Pro tip from Cesare Casella: the amount of salt should be equivalent to 10% of the weight of the meat. Pepper and peperoncino quantities are at your discretion, but should coat the jowl on all sides!
Brown Sugar Cured Bacon from Fatted Calf Charcuterie
adapted from In The Charcuterie: The Fatted Calf's Guide to Making Sausage, Salumi, Pates, Roasts, Confits, and Other Meaty Goods, Ten Speed Press, 2013
There is nothing quite like a slab of bacon just out of the smoker. It is hard to resist tearing off a little end piece, shoving the still steaming, salty, sweet meat into your mouth. Most commercially produced bacon is brined (or brine injected) but dry curing produces meatier and more flavorful bacon that won’t spit and curl when you cook it. Choose heritage pork bellies that are fairly thick with a good lean to fat ratio, keeping in mind that they will shrink slightly during the curing and smoking process.

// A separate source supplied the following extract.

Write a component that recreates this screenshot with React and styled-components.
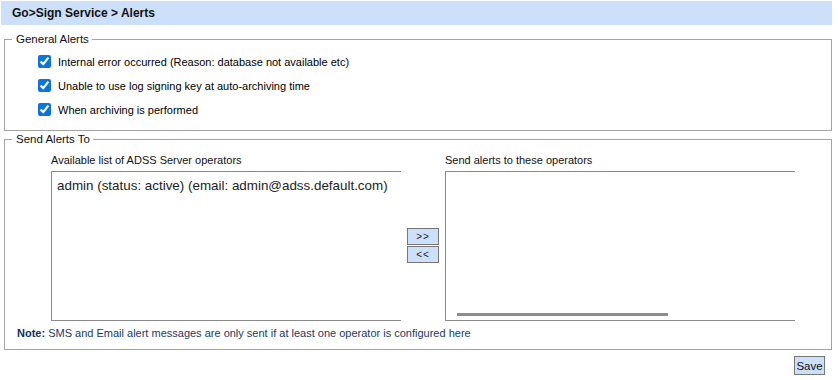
import React from "react";
import styled, { createGlobalStyle } from "styled-components";

const GlobalStyle = createGlobalStyle`
  html, body {
    margin: 0;
    padding: 0;
    background: #ffffff;
  }
  body {
    font-family: "Liberation Sans", Arial, sans-serif;
    font-size: 11px;
    color: #000;
  }
`;

const Page = styled.div`
  width: 838px;
  height: 380px;
  box-sizing: border-box;
  padding: 1px 6px 0 1px;
  display: flex;
  flex-direction: column;
`;

const TitleBar = styled.div`
  height: 24px;
  background: #cde0fb;
  display: flex;
  align-items: center;
  padding-left: 11px;
  font-weight: bold;
  font-size: 12px;
  color: #111;
`;

const Group = styled.fieldset`
  margin: ${(p) => p.$top}px 0 0 3px;
  padding: 0;
  border: 1px solid #a3a3a3;
  box-shadow: inset 1px 1px 0 #fff;
  min-width: 0;
  height: ${(p) => p.$height}px;
  box-sizing: border-box;
`;

const Legend = styled.legend`
  margin-left: 7px;
  padding: 0 3px 0 4px;
  font-size: 11.5px;
  line-height: 16px;
  color: #111;
`;

const CheckList = styled.div`
  display: flex;
  flex-direction: column;
  gap: 11px;
  padding: 8px 0 0 33px;
`;

const CheckRow = styled.label`
  display: flex;
  align-items: center;
  gap: 7px;
  height: 13px;
  font-size: 11px;
`;

const Box = styled.input`
  width: 13px;
  height: 13px;
  margin: 0;
  accent-color: #0b74e0;
`;

const Columns = styled.div`
  display: flex;
  align-items: flex-start;
  padding: 7px 0 0 46px;
`;

const Column = styled.div`
  display: flex;
  flex-direction: column;
  gap: 3px;
`;

const ColLabel = styled.div`
  font-size: 11px;
  color: #111;
  height: 14px;
`;

const ListBox = styled.div`
  width: 350px;
  height: 150px;
  box-sizing: border-box;
  border: 1px solid #8a8a8a;
  border-right: none;
  padding: 6px 5px;
  font-size: 13.4px;
  color: #222;
  display: flex;
  flex-direction: column;
  justify-content: space-between;
`;

const ScrollThumb = styled.div`
  width: 211px;
  height: 3px;
  background: #8c8c8c;
  margin: 0 0 -2px 6px;
`;

const Movers = styled.div`
  display: flex;
  flex-direction: column;
  gap: 1px;
  margin: 74px 6px 0 6px;
`;

const SmallButton = styled.button`
  width: 32px;
  height: 17px;
  box-sizing: border-box;
  border: 1px solid #777;
  background: #cce0fc;
  font-family: "Liberation Sans", Arial, sans-serif;
  font-size: 10px;
  letter-spacing: 1px;
  padding: 0;
  color: #222;
`;

const NoteLine = styled.div`
  padding: 6px 0 0 12px;
  font-size: 11px;
  color: #1b3a66;
  b {
    color: #12305a;
  }
`;

const Footer = styled.div`
  display: flex;
  justify-content: flex-end;
  padding: 6px 7px 0 0;
`;

const SaveButton = styled.button`
  width: 31px;
  height: 19px;
  box-sizing: border-box;
  border: 1px solid #777;
  background: #cce0fc;
  font-family: "Liberation Sans", Arial, sans-serif;
  font-size: 11.5px;
  padding: 0;
  color: #111;
`;

const alerts = [
  "Internal error occurred (Reason: database not available etc)",
  "Unable to use log signing key at auto-archiving time",
  "When archiving is performed",
];

export default function App() {
  return (
    <>
      <GlobalStyle />
      <Page>
        <TitleBar>Go&gt;Sign Service &gt; Alerts</TitleBar>
        <Group $top={6} $height={100}>
          <Legend>General Alerts</Legend>
          <CheckList>
            {alerts.map((a) => (
              <CheckRow key={a}>
                <Box type="checkbox" defaultChecked />
                {a}
              </CheckRow>
            ))}
          </CheckList>
        </Group>
        <Group $top={0} $height={219}>
          <Legend>Send Alerts To</Legend>
          <Columns>
            <Column>
              <ColLabel>Available list of ADSS Server operators</ColLabel>
              <ListBox>
                <div>admin (status: active) (email: admin@adss.default.com)</div>
              </ListBox>
            </Column>
            <Movers>
              <SmallButton>&gt;&gt;</SmallButton>
              <SmallButton>&lt;&lt;</SmallButton>
            </Movers>
            <Column>
              <ColLabel>Send alerts to these operators</ColLabel>
              <ListBox>
                <div />
                <ScrollThumb />
              </ListBox>
            </Column>
          </Columns>
          <NoteLine>
            <b>Note:</b> SMS and Email alert messages are only sent if at least one operator is configured here
          </NoteLine>
        </Group>
        <Footer>
          <SaveButton>Save</SaveButton>
        </Footer>
      </Page>
    </>
  );
}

1 skinless heritage pork belly
16 ounces (450 grams) brown sugar
12 ounces (340 grams) sea salt
1 tablespoon pink curing salt #1
1 tablespoon ground cayenne
1 tablespoon finely ground black pepper
Trim the pork belly. Square off the edges and cut in half crosswise so that you have two relatively square pieces of about the same size. Be sure to save any belly trim for sausage, pâté or rillettes.
Mix together the brown sugar, salt, black pepper, cayenne and curing salt. Spread about one cup of the cure mix evenly over the bottom of a container large enough to accommodate the bellies when one is stacked atop the other. Place one belly half meat-side down directly on top of the cure. Rub an additional cup of cure on the edges and fat side of the belly, making sure to get the mix into all of its crevices. Place the second half on top of the first, meat side down. Rub another cup of cure into its sides and creases as well as over its fat side. Loosely cover and refrigerate.
The following day, remove the slabs of belly from the container and pour off any accumulated liquid. Rotate the slabs, placing the slab previously on top into the bottom of the pan and the bottom slab on top. Rub with additional cure mix anywhere they might be lacking. Return to the refrigerator. Repeat this process again the following day.
After the slabs of belly have cured for three full days remove them from the pan and rinse them quickly under hot running water to remove any solids. Pat dry. Place the bellies into a smoker or oven and smoke/cook slowly between 160°F to 180°F for about two to three hours or until the bacon reaches an internal temperature of 140°F. Let the bacon cool to room temperature then refrigerate. Be sure to chill thoroughly before slicing.
Bacon keeps best in slab form. Slice off only what is to be cooked and tightly wrap any unused portion. This bacon keeps well for two to three weeks refrigerated. Freeze for longer storage.